Lump of Oxford Stone Ochre in Mortar

Oxford Stone Ochre


Black was sometimes suggested, especially when a colour similar to Portland stone was required. A recipe of about 1920 suggests that:

“umber and white; or umber, sienna and white; or white, umber and yellow [ochre], make Portland stone.”

Stone colours were often described as being Pale; Warm and Dark, although one would just as readily find Cool versions and almost anything else that broadly resembled stone in its many forms. Under a different name colours such as the well-known Magnolia from the 1950s or Gardenia from the 1970s might also (just) be included in this range.

Although seemingly a very simple kind of colour to make, most modern ready-mixed paints are far too two-dimensional and do not accurately reflect the type of colour achieved by following these early recipes.

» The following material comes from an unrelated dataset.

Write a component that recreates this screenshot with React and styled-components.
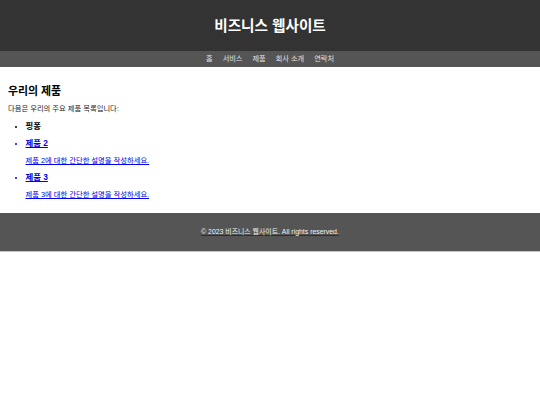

On those projects where I am brought in to help with the colours I use paints mixed specially to my requirements at Papers and Paints. They have devised a range of graduated stone colours that answer many needs and allow one to see lighter and darker versions of different stone colours before there is any need for custom-made colours.

Graduated Stone Colours

A Number of Stone Colours Graduated from Dark(R/H) to Light(L/H)


Notes
1 A ‘flatted’ white oil finish. A nineteenth century description says that on the second day after the third coat had been applied, a flatting coat was brushed on, consisting of white lead mixed into a paste with turpentine and such pigments as required, to which was added a drier. Owing to the volatility of the turpentine, this soon dried, whilst its solvent action softened the third coat, ensuring a bond between the two layers, leaving the pigment particles held firmly.
2 Wainscot was often known as Oak Colour.
3 The Swiss writer P.F. Tingry said that there were two types of the pigment, Turkey umber and English umber, “the best comes from Turkey, or rather from the island of Cyprus, where it occurs in beds”. This reinforces a seventeenth century description of it being an “earth…dug out of a certain island in the Mediteranian Sea”. Indeed, the North West hills of that island still provide the best source today.